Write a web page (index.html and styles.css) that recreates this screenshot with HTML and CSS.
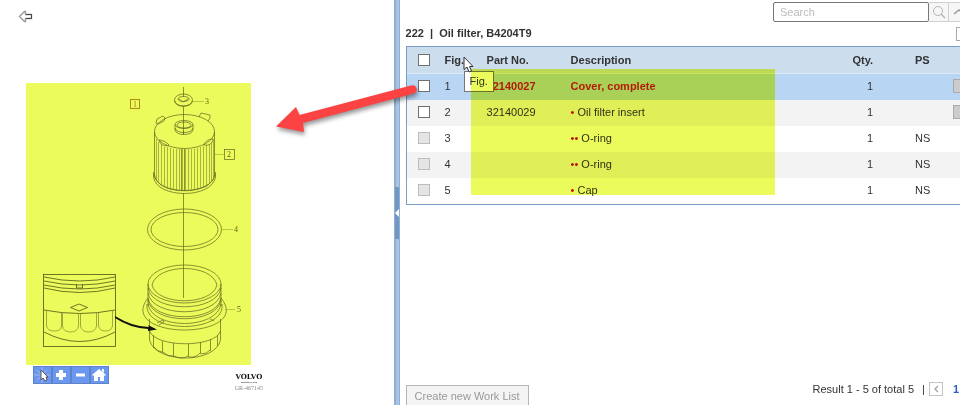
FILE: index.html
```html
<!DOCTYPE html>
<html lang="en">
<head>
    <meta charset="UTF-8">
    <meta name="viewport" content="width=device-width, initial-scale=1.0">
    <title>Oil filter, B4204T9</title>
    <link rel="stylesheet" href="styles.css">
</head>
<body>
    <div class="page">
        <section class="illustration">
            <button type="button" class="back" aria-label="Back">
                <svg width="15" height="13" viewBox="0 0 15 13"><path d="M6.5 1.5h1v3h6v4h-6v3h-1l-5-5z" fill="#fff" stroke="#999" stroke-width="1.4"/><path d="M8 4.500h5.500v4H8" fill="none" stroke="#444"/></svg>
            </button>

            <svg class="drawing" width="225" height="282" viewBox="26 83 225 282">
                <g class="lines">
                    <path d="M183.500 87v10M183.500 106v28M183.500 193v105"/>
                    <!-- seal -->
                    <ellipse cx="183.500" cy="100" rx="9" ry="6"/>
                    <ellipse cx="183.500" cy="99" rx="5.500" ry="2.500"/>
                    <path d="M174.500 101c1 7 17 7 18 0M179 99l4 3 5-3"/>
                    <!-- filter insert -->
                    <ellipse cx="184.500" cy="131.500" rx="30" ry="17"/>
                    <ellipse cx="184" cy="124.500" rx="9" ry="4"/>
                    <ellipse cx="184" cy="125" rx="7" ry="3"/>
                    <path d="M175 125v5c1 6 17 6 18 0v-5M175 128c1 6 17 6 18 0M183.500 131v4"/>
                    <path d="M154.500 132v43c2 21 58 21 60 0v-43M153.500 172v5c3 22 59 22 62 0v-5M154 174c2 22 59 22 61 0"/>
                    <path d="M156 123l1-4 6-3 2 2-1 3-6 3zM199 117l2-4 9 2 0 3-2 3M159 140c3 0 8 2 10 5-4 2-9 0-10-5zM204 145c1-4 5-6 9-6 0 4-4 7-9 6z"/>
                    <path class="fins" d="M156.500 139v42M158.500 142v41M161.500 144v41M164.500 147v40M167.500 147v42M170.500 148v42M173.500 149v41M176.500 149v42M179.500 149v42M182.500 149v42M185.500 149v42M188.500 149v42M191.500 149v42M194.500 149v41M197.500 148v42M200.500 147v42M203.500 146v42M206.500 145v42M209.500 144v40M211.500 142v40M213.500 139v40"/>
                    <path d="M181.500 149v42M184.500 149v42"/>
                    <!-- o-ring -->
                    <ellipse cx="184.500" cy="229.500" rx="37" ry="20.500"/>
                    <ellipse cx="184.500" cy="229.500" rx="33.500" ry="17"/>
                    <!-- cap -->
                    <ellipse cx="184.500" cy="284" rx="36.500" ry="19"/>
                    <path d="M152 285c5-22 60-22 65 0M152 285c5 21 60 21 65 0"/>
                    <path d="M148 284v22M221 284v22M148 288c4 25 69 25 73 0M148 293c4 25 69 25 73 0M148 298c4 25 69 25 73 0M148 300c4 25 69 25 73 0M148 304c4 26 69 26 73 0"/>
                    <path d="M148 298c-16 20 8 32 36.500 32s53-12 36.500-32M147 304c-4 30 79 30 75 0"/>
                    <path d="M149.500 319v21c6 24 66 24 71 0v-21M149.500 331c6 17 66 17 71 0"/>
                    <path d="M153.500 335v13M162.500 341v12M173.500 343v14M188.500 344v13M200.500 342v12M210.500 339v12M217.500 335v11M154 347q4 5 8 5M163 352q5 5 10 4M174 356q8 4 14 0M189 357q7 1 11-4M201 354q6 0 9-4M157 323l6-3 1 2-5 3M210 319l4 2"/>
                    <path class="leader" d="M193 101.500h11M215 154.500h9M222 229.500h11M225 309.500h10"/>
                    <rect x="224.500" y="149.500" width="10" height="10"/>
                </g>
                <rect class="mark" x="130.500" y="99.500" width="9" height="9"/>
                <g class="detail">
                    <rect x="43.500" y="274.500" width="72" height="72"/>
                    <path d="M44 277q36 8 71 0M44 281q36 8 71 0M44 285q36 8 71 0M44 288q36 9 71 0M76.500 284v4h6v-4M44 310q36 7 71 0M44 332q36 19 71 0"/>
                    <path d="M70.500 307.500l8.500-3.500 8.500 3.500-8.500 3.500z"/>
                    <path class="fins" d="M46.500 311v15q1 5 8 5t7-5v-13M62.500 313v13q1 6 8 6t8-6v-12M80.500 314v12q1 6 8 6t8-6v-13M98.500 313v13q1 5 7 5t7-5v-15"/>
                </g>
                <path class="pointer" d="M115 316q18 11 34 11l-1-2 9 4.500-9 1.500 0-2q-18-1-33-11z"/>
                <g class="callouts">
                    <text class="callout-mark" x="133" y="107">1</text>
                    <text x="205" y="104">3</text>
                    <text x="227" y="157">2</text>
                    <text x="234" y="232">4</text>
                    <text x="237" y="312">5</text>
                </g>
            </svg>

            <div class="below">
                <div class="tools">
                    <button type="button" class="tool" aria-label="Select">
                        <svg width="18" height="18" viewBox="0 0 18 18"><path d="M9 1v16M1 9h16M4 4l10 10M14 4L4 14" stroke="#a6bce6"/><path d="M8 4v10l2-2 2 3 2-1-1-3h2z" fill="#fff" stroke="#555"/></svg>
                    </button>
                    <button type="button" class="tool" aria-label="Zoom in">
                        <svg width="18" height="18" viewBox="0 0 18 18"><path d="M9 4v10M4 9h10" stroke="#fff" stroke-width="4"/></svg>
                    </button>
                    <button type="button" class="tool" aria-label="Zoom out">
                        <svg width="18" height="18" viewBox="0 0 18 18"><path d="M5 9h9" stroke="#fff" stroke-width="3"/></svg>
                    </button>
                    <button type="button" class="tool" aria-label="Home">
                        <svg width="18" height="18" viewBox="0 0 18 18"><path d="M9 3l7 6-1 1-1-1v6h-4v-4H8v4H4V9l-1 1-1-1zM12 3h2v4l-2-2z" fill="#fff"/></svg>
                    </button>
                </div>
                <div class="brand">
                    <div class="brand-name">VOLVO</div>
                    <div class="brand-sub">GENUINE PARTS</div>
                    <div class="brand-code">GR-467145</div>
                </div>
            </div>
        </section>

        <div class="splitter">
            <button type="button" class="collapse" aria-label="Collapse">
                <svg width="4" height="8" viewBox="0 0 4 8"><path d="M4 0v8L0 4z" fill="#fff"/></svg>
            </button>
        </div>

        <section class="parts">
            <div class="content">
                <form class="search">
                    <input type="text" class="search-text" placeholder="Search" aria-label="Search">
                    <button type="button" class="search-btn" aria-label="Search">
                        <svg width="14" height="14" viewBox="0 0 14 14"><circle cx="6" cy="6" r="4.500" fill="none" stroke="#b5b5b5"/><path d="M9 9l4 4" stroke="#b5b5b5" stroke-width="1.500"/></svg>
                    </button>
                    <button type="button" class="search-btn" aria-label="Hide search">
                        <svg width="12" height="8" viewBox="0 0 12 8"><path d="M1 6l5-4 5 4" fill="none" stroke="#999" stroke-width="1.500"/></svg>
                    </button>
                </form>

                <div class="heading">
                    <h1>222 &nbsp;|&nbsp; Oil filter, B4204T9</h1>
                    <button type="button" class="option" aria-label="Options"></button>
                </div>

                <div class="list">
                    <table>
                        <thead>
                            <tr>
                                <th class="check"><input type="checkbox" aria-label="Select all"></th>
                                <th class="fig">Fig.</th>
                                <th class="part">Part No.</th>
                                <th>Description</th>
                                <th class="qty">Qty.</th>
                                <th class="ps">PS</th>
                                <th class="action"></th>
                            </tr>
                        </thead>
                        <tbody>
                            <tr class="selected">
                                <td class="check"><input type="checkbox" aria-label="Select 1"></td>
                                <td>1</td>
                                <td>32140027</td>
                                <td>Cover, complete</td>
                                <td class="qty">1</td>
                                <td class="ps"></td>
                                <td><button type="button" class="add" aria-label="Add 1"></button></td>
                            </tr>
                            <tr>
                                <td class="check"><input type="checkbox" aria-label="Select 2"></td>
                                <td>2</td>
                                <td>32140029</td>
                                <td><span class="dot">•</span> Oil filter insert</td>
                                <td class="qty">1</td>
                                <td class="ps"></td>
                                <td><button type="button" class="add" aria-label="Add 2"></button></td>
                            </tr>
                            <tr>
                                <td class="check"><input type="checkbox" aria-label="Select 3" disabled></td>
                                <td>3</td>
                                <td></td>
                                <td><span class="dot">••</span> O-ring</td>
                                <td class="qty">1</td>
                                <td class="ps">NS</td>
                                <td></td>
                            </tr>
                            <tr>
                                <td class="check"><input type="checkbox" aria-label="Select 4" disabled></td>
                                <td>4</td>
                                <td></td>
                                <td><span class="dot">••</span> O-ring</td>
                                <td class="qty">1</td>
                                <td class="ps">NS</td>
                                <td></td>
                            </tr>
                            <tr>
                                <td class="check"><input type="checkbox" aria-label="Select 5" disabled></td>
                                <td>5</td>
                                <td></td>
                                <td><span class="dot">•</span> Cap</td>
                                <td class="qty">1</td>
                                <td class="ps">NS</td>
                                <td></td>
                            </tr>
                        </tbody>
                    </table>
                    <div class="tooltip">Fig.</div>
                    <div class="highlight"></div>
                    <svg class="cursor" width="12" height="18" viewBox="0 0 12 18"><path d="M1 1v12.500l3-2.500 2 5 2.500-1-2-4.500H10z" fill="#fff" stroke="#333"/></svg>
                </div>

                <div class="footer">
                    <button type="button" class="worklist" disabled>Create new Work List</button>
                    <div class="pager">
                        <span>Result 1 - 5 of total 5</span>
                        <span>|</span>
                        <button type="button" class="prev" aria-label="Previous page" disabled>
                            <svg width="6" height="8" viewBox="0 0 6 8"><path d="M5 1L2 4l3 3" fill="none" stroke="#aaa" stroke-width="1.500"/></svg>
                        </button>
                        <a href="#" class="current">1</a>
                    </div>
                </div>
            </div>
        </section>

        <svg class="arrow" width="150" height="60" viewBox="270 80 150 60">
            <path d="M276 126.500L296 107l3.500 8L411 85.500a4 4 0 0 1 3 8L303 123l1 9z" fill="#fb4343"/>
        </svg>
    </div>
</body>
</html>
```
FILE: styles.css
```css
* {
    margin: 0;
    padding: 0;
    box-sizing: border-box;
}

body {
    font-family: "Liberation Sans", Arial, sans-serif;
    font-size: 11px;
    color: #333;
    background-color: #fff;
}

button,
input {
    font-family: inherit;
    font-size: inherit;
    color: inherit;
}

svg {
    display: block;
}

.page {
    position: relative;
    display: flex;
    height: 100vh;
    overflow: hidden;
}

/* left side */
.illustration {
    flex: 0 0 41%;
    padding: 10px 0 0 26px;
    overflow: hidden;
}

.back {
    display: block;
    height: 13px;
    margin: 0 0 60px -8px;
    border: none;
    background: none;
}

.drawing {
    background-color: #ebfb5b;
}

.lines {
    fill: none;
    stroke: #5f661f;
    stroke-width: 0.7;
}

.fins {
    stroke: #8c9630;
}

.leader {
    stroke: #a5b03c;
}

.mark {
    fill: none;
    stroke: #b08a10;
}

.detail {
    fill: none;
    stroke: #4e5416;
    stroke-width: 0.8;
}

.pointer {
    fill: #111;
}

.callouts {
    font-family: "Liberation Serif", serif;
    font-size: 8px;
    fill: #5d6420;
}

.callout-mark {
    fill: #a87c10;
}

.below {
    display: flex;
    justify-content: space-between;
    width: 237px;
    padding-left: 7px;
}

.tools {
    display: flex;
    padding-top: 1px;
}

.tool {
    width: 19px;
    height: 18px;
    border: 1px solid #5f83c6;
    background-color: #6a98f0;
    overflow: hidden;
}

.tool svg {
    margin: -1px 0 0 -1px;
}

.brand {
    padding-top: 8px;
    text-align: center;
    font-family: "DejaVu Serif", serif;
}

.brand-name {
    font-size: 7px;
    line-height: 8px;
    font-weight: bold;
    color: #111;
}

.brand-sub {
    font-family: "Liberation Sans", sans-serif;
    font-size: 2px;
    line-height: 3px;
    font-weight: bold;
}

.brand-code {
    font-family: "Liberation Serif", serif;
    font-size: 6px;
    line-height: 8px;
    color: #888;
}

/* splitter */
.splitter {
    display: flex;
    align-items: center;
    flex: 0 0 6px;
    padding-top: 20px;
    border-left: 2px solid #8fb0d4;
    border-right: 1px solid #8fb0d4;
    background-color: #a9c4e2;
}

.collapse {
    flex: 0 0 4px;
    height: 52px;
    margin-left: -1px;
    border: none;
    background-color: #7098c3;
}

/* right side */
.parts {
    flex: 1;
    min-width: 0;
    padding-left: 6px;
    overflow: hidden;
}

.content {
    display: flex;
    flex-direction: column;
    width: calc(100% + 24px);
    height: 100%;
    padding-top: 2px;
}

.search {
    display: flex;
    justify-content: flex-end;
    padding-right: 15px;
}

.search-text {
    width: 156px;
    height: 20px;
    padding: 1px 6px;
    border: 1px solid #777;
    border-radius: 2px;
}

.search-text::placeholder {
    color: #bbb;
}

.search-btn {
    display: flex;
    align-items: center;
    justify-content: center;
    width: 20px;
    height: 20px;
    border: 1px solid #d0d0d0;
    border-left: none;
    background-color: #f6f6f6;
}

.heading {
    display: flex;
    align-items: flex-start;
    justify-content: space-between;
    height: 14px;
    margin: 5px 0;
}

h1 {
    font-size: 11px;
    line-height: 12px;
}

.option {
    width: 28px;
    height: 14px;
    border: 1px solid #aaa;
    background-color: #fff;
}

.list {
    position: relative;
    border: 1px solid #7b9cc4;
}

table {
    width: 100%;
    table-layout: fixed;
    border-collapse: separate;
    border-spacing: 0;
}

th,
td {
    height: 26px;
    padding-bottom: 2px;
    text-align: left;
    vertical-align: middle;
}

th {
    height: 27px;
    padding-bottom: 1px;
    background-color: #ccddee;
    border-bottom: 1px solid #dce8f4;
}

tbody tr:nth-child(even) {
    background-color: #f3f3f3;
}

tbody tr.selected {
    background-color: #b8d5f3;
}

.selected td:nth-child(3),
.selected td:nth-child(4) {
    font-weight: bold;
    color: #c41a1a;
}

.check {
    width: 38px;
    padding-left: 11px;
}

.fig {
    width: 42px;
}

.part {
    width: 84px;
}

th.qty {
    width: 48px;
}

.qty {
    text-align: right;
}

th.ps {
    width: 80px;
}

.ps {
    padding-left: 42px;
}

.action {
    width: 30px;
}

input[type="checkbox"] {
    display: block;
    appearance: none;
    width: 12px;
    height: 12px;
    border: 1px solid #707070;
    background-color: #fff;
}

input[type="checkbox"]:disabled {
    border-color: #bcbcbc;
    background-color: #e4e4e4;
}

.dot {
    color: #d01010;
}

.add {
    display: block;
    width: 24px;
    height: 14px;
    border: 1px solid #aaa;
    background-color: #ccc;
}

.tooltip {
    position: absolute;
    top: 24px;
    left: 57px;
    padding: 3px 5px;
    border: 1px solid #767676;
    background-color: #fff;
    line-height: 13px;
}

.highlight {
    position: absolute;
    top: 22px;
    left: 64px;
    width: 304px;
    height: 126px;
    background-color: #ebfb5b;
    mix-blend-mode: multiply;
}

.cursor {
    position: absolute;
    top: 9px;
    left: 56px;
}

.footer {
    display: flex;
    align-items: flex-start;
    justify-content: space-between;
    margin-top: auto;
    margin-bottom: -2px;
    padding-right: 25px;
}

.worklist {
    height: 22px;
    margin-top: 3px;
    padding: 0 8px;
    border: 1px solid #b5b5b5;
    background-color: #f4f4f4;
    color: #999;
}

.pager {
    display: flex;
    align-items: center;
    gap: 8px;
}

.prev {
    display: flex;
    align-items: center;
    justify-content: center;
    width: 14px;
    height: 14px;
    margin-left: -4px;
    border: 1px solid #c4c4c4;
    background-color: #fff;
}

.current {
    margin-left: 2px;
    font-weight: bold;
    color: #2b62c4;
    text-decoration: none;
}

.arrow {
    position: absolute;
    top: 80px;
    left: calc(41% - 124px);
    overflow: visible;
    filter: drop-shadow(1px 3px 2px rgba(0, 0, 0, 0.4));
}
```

...

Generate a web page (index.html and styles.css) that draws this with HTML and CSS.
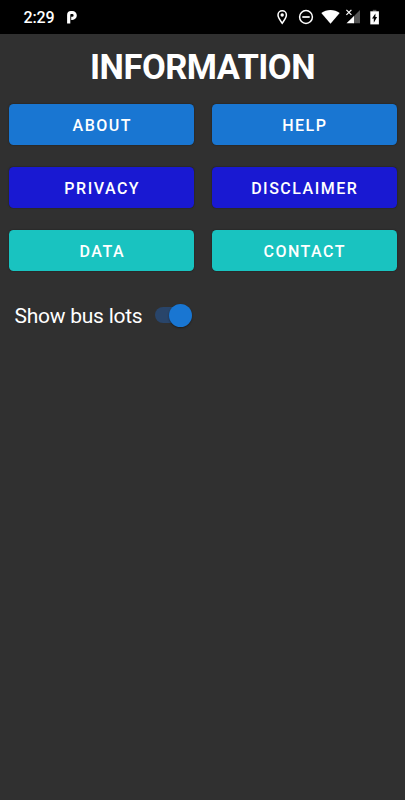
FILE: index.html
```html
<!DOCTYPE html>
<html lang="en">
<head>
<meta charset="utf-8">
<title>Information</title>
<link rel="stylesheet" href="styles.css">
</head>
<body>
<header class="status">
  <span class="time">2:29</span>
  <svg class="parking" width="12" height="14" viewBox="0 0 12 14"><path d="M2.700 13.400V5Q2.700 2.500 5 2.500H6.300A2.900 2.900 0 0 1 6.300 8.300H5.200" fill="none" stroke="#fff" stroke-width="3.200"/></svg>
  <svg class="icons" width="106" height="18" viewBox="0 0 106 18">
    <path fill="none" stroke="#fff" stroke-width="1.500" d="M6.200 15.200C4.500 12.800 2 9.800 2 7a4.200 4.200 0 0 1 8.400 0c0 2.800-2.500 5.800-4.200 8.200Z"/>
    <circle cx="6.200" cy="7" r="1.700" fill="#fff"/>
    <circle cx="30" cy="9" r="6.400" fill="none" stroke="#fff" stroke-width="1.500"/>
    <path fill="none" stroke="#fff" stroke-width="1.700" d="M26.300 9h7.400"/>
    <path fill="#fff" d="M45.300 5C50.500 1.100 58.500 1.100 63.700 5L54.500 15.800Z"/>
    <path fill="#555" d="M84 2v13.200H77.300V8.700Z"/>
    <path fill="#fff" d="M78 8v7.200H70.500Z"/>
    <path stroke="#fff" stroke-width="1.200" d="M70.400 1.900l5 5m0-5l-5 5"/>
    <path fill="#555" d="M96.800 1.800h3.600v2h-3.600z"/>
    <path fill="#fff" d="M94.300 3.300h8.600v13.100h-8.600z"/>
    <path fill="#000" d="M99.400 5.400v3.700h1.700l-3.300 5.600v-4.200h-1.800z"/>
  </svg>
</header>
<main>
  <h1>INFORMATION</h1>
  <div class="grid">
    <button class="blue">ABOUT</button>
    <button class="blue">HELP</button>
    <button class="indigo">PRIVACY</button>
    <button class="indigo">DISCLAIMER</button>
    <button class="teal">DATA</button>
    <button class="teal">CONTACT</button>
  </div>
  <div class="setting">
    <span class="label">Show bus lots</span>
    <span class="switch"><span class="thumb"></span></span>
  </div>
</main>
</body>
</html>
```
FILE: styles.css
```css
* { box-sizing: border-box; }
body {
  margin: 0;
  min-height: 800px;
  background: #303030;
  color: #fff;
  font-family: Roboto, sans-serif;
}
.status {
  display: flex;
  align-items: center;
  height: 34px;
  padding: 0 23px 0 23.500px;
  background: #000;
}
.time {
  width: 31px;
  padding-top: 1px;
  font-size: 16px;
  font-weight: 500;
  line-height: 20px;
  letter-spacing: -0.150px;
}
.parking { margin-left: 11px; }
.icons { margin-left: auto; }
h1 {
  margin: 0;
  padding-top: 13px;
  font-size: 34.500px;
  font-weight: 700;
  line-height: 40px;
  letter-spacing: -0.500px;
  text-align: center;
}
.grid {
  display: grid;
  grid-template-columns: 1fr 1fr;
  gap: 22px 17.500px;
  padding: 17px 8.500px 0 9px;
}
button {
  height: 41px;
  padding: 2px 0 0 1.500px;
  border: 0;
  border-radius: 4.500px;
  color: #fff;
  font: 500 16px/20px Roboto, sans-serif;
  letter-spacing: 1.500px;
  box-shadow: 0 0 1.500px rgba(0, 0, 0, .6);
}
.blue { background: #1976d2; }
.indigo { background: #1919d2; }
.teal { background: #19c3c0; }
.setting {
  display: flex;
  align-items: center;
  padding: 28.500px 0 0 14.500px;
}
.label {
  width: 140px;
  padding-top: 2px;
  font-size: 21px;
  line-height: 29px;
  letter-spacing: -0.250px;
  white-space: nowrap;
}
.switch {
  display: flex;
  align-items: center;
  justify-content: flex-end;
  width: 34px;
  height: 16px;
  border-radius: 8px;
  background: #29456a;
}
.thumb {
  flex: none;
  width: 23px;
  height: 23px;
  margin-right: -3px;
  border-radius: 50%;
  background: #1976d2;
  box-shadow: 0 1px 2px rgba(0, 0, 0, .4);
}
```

- Instructions for the task: From the entries above, return each line with the word "that" in it.

- Exercise output:
Write a web page (index.html and styles.css) that recreates this screenshot with HTML and CSS.
Generate a web page (index.html and styles.css) that draws this with HTML and CSS.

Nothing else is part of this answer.